Without the pictures, return all of the material exactly as written.

>> Start

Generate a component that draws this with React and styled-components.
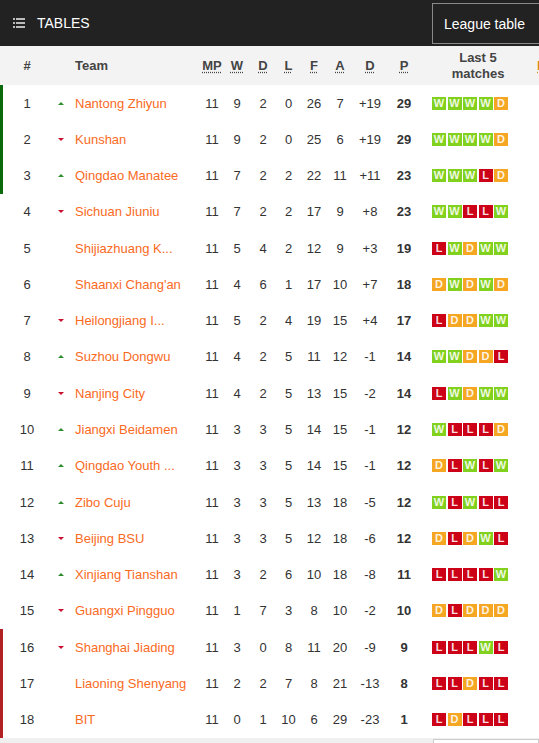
import React from 'react';
import styled, { createGlobalStyle } from 'styled-components';

const GlobalStyle = createGlobalStyle`
  body {
    margin: 0;
    background: #fff;
    font-family: "Liberation Sans", Arial, sans-serif;
  }
`;

const COLS = '54px 14px 132px 24px 26px 26px 25px 26px 26px 34px 34px 114px 40px';

const Page = styled.div`
  width: 539px;
  height: 743px;
  overflow: hidden;
  position: relative;
`;

const TopBar = styled.div`
  height: 46px;
  background: #222;
  display: flex;
  align-items: center;
  padding-left: 13px;
  box-sizing: border-box;
`;

const Title = styled.span`
  color: #fff;
  font-size: 14px;
  margin-left: 12px;
  flex: 1;
`;

const LeagueButton = styled.div`
  flex: none;
  height: 41px;
  width: 120px;
  margin-right: -13px;
  box-sizing: border-box;
  border: 1px solid #8a8a8a;
  color: #fff;
  font-size: 14px;
  display: flex;
  align-items: center;
  padding-left: 11px;
  align-self: flex-start;
  margin-top: 3px;
`;

const Grid = styled.div`
  display: grid;
  grid-template-columns: ${COLS};
  align-items: center;
`;

const HeadRow = styled(Grid)`
  height: 39px;
  background: #f3f3f3;
  color: #444;
  font-size: 13px;
  font-weight: bold;
`;

const Row = styled(Grid)`
  height: 36.28px;
  color: #333;
  font-size: 13px;
  box-shadow: ${p => (p.$zone ? `inset 3px 0 0 ${p.$zone}` : 'none')};
`;

const Cell = styled.div`
  text-align: ${p => p.$align || 'center'};
  white-space: nowrap;
  font-weight: ${p => (p.$bold ? 'bold' : 'inherit')};
  padding-left: ${p => p.$pad || 0}px;
`;

const Abbr = styled.span`
  text-decoration: underline dotted;
  text-underline-offset: 2px;
`;

const LastHead = styled.div`
  text-align: center;
  line-height: 16px;
  padding-top: 1px;
`;

const NextHead = styled.div`
  color: #e0861a;
  padding-left: 2px;
`;

const Team = styled.span`
  color: #fa6a1e;
  padding-left: 7px;
  white-space: nowrap;
`;

const Arrow = styled.span`
  display: block;
  width: 0;
  height: 0;
  margin: 0 auto;
  border-left: 3px solid transparent;
  border-right: 3px solid transparent;
  ${p =>
    p.$dir === 'up'
      ? 'border-bottom: 3px solid #2e8b2e;'
      : 'border-top: 3px solid #c8102e;'}
`;

const Form = styled.div`
  display: flex;
  gap: 1.5px;
  padding-left: 11px;
`;

const BADGE = { W: '#83d11f', D: '#f5a623', L: '#cc0016' };

const Badge = styled.span`
  width: 14px;
  height: 13px;
  background: ${p => BADGE[p.$r]};
  color: rgba(255, 255, 255, 0.88);
  font-size: 11px;
  font-weight: bold;
  line-height: 13px;
  text-align: center;
`;

const Footer = styled.div`
  height: 6px;
  background: #f0f0f0;
  display: flex;
  justify-content: flex-end;
  padding-top: 1px;
`;

const FooterBox = styled.div`
  width: 104px;
  background: #fff;
  border: 1px solid #ccc;
  border-bottom: none;
`;

const MenuIcon = () => (
  <svg width="12" height="10" viewBox="0 0 12 10" fill="#bbb">
    <rect x="0" y="0" width="2" height="2" />
    <rect x="3" y="0" width="9" height="2" />
    <rect x="0" y="4" width="2" height="2" />
    <rect x="3" y="4" width="9" height="2" />
    <rect x="0" y="8" width="2" height="2" />
    <rect x="3" y="8" width="9" height="2" />
  </svg>
);

const rows = [
  [1, 'up', 'Nantong Zhiyun', 11, 9, 2, 0, 26, 7, '+19', 29, 'WWWWD'],
  [2, 'down', 'Kunshan', 11, 9, 2, 0, 25, 6, '+19', 29, 'WWWWD'],
  [3, 'up', 'Qingdao Manatee', 11, 7, 2, 2, 22, 11, '+11', 23, 'WWWLD'],
  [4, 'down', 'Sichuan Jiuniu', 11, 7, 2, 2, 17, 9, '+8', 23, 'WWLLW'],
  [5, null, 'Shijiazhuang K...', 11, 5, 4, 2, 12, 9, '+3', 19, 'LWDWW'],
  [6, null, "Shaanxi Chang'an", 11, 4, 6, 1, 17, 10, '+7', 18, 'DWDWD'],
  [7, 'down', 'Heilongjiang I...', 11, 5, 2, 4, 19, 15, '+4', 17, 'LDDWW'],
  [8, 'up', 'Suzhou Dongwu', 11, 4, 2, 5, 11, 12, '-1', 14, 'WWDDL'],
  [9, 'down', 'Nanjing City', 11, 4, 2, 5, 13, 15, '-2', 14, 'LWDWW'],
  [10, 'up', 'Jiangxi Beidamen', 11, 3, 3, 5, 14, 15, '-1', 12, 'WLLLD'],
  [11, 'up', 'Qingdao Youth ...', 11, 3, 3, 5, 14, 15, '-1', 12, 'DLWLW'],
  [12, 'up', 'Zibo Cuju', 11, 3, 3, 5, 13, 18, '-5', 12, 'WLWLL'],
  [13, 'down', 'Beijing BSU', 11, 3, 3, 5, 12, 18, '-6', 12, 'DLDWL'],
  [14, 'up', 'Xinjiang Tianshan', 11, 3, 2, 6, 10, 18, '-8', 11, 'LLLLW'],
  [15, 'down', 'Guangxi Pingguo', 11, 1, 7, 3, 8, 10, '-2', 10, 'DLDDD'],
  [16, 'down', 'Shanghai Jiading', 11, 3, 0, 8, 11, 20, '-9', 9, 'LLLWL'],
  [17, null, 'Liaoning Shenyang', 11, 2, 2, 7, 8, 21, '-13', 8, 'LLDLL'],
  [18, null, 'BIT', 11, 0, 1, 10, 6, 29, '-23', 1, 'LDLLL'],
];

const zoneFor = pos => (pos <= 3 ? '#0b6b0b' : pos >= 16 ? '#b22222' : null);

export default function App() {
  return (
    <Page>
      <GlobalStyle />
      <TopBar>
        <MenuIcon />
        <Title>TABLES</Title>
        <LeagueButton>League table</LeagueButton>
      </TopBar>
      <HeadRow>
        <Cell>#</Cell>
        <Cell />
        <Cell $align="left" $pad={7}>Team</Cell>
        {['MP', 'W', 'D', 'L', 'F', 'A', 'D', 'P'].map((h, i) => (
          <Cell key={i}><Abbr>{h}</Abbr></Cell>
        ))}
        <LastHead>Last 5<br />matches</LastHead>
        <NextHead><Abbr>N</Abbr></NextHead>
      </HeadRow>
      {rows.map(([pos, dir, team, mp, w, d, l, f, a, diff, pts, form]) => (
        <Row key={pos} $zone={zoneFor(pos)}>
          <Cell>{pos}</Cell>
          <Cell>{dir && <Arrow $dir={dir} />}</Cell>
          <Cell $align="left"><Team>{team}</Team></Cell>
          <Cell>{mp}</Cell>
          <Cell>{w}</Cell>
          <Cell>{d}</Cell>
          <Cell>{l}</Cell>
          <Cell>{f}</Cell>
          <Cell>{a}</Cell>
          <Cell>{diff}</Cell>
          <Cell $bold>{pts}</Cell>
          <Form>
            {form.split('').map((r, i) => (
              <Badge key={i} $r={r}>{r}</Badge>
            ))}
          </Form>
          <Cell />
        </Row>
      ))}
      <Footer>
        <FooterBox />
      </Footer>
    </Page>
  );
}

>> End

**Result below**
Generate a component that draws this with React and styled-components.
import React from 'react';
import styled, { createGlobalStyle } from 'styled-components';

const GlobalStyle = createGlobalStyle`
  body {
    margin: 0;
    background: #fff;
    font-family: "Liberation Sans", Arial, sans-serif;
  }
`;

const COLS = '54px 14px 132px 24px 26px 26px 25px 26px 26px 34px 34px 114px 40px';

const Page = styled.div`
  width: 539px;
  height: 743px;
  overflow: hidden;
  position: relative;
`;

const TopBar = styled.div`
  height: 46px;
  background: #222;
  display: flex;
  align-items: center;
  padding-left: 13px;
  box-sizing: border-box;
`;

const Title = styled.span`
  color: #fff;
  font-size: 14px;
  margin-left: 12px;
  flex: 1;
`;

const LeagueButton = styled.div`
  flex: none;
  height: 41px;
  width: 120px;
  margin-right: -13px;
  box-sizing: border-box;
  border: 1px solid #8a8a8a;
  color: #fff;
  font-size: 14px;
  display: flex;
  align-items: center;
  padding-left: 11px;
  align-self: flex-start;
  margin-top: 3px;
`;

const Grid = styled.div`
  display: grid;
  grid-template-columns: ${COLS};
  align-items: center;
`;

const HeadRow = styled(Grid)`
  height: 39px;
  background: #f3f3f3;
  color: #444;
  font-size: 13px;
  font-weight: bold;
`;

const Row = styled(Grid)`
  height: 36.28px;
  color: #333;
  font-size: 13px;
  box-shadow: ${p => (p.$zone ? `inset 3px 0 0 ${p.$zone}` : 'none')};
`;

const Cell = styled.div`
  text-align: ${p => p.$align || 'center'};
  white-space: nowrap;
  font-weight: ${p => (p.$bold ? 'bold' : 'inherit')};
  padding-left: ${p => p.$pad || 0}px;
`;

const Abbr = styled.span`
  text-decoration: underline dotted;
  text-underline-offset: 2px;
`;

const LastHead = styled.div`
  text-align: center;
  line-height: 16px;
  padding-top: 1px;
`;

const NextHead = styled.div`
  color: #e0861a;
  padding-left: 2px;
`;

const Team = styled.span`
  color: #fa6a1e;
  padding-left: 7px;
  white-space: nowrap;
`;

const Arrow = styled.span`
  display: block;
  width: 0;
  height: 0;
  margin: 0 auto;
  border-left: 3px solid transparent;
  border-right: 3px solid transparent;
  ${p =>
    p.$dir === 'up'
      ? 'border-bottom: 3px solid #2e8b2e;'
      : 'border-top: 3px solid #c8102e;'}
`;

const Form = styled.div`
  display: flex;
  gap: 1.5px;
  padding-left: 11px;
`;

const BADGE = { W: '#83d11f', D: '#f5a623', L: '#cc0016' };

const Badge = styled.span`
  width: 14px;
  height: 13px;
  background: ${p => BADGE[p.$r]};
  color: rgba(255, 255, 255, 0.88);
  font-size: 11px;
  font-weight: bold;
  line-height: 13px;
  text-align: center;
`;

const Footer = styled.div`
  height: 6px;
  background: #f0f0f0;
  display: flex;
  justify-content: flex-end;
  padding-top: 1px;
`;

const FooterBox = styled.div`
  width: 104px;
  background: #fff;
  border: 1px solid #ccc;
  border-bottom: none;
`;

const MenuIcon = () => (
  <svg width="12" height="10" viewBox="0 0 12 10" fill="#bbb">
    <rect x="0" y="0" width="2" height="2" />
    <rect x="3" y="0" width="9" height="2" />
    <rect x="0" y="4" width="2" height="2" />
    <rect x="3" y="4" width="9" height="2" />
    <rect x="0" y="8" width="2" height="2" />
    <rect x="3" y="8" width="9" height="2" />
  </svg>
);

const rows = [
  [1, 'up', 'Nantong Zhiyun', 11, 9, 2, 0, 26, 7, '+19', 29, 'WWWWD'],
  [2, 'down', 'Kunshan', 11, 9, 2, 0, 25, 6, '+19', 29, 'WWWWD'],
  [3, 'up', 'Qingdao Manatee', 11, 7, 2, 2, 22, 11, '+11', 23, 'WWWLD'],
  [4, 'down', 'Sichuan Jiuniu', 11, 7, 2, 2, 17, 9, '+8', 23, 'WWLLW'],
  [5, null, 'Shijiazhuang K...', 11, 5, 4, 2, 12, 9, '+3', 19, 'LWDWW'],
  [6, null, "Shaanxi Chang'an", 11, 4, 6, 1, 17, 10, '+7', 18, 'DWDWD'],
  [7, 'down', 'Heilongjiang I...', 11, 5, 2, 4, 19, 15, '+4', 17, 'LDDWW'],
  [8, 'up', 'Suzhou Dongwu', 11, 4, 2, 5, 11, 12, '-1', 14, 'WWDDL'],
  [9, 'down', 'Nanjing City', 11, 4, 2, 5, 13, 15, '-2', 14, 'LWDWW'],
  [10, 'up', 'Jiangxi Beidamen', 11, 3, 3, 5, 14, 15, '-1', 12, 'WLLLD'],
  [11, 'up', 'Qingdao Youth ...', 11, 3, 3, 5, 14, 15, '-1', 12, 'DLWLW'],
  [12, 'up', 'Zibo Cuju', 11, 3, 3, 5, 13, 18, '-5', 12, 'WLWLL'],
  [13, 'down', 'Beijing BSU', 11, 3, 3, 5, 12, 18, '-6', 12, 'DLDWL'],
  [14, 'up', 'Xinjiang Tianshan', 11, 3, 2, 6, 10, 18, '-8', 11, 'LLLLW'],
  [15, 'down', 'Guangxi Pingguo', 11, 1, 7, 3, 8, 10, '-2', 10, 'DLDDD'],
  [16, 'down', 'Shanghai Jiading', 11, 3, 0, 8, 11, 20, '-9', 9, 'LLLWL'],
  [17, null, 'Liaoning Shenyang', 11, 2, 2, 7, 8, 21, '-13', 8, 'LLDLL'],
  [18, null, 'BIT', 11, 0, 1, 10, 6, 29, '-23', 1, 'LDLLL'],
];

const zoneFor = pos => (pos <= 3 ? '#0b6b0b' : pos >= 16 ? '#b22222' : null);

export default function App() {
  return (
    <Page>
      <GlobalStyle />
      <TopBar>
        <MenuIcon />
        <Title>TABLES</Title>
        <LeagueButton>League table</LeagueButton>
      </TopBar>
      <HeadRow>
        <Cell>#</Cell>
        <Cell />
        <Cell $align="left" $pad={7}>Team</Cell>
        {['MP', 'W', 'D', 'L', 'F', 'A', 'D', 'P'].map((h, i) => (
          <Cell key={i}><Abbr>{h}</Abbr></Cell>
        ))}
        <LastHead>Last 5<br />matches</LastHead>
        <NextHead><Abbr>N</Abbr></NextHead>
      </HeadRow>
      {rows.map(([pos, dir, team, mp, w, d, l, f, a, diff, pts, form]) => (
        <Row key={pos} $zone={zoneFor(pos)}>
          <Cell>{pos}</Cell>
          <Cell>{dir && <Arrow $dir={dir} />}</Cell>
          <Cell $align="left"><Team>{team}</Team></Cell>
          <Cell>{mp}</Cell>
          <Cell>{w}</Cell>
          <Cell>{d}</Cell>
          <Cell>{l}</Cell>
          <Cell>{f}</Cell>
          <Cell>{a}</Cell>
          <Cell>{diff}</Cell>
          <Cell $bold>{pts}</Cell>
          <Form>
            {form.split('').map((r, i) => (
              <Badge key={i} $r={r}>{r}</Badge>
            ))}
          </Form>
          <Cell />
        </Row>
      ))}
      <Footer>
        <FooterBox />
      </Footer>
    </Page>
  );
}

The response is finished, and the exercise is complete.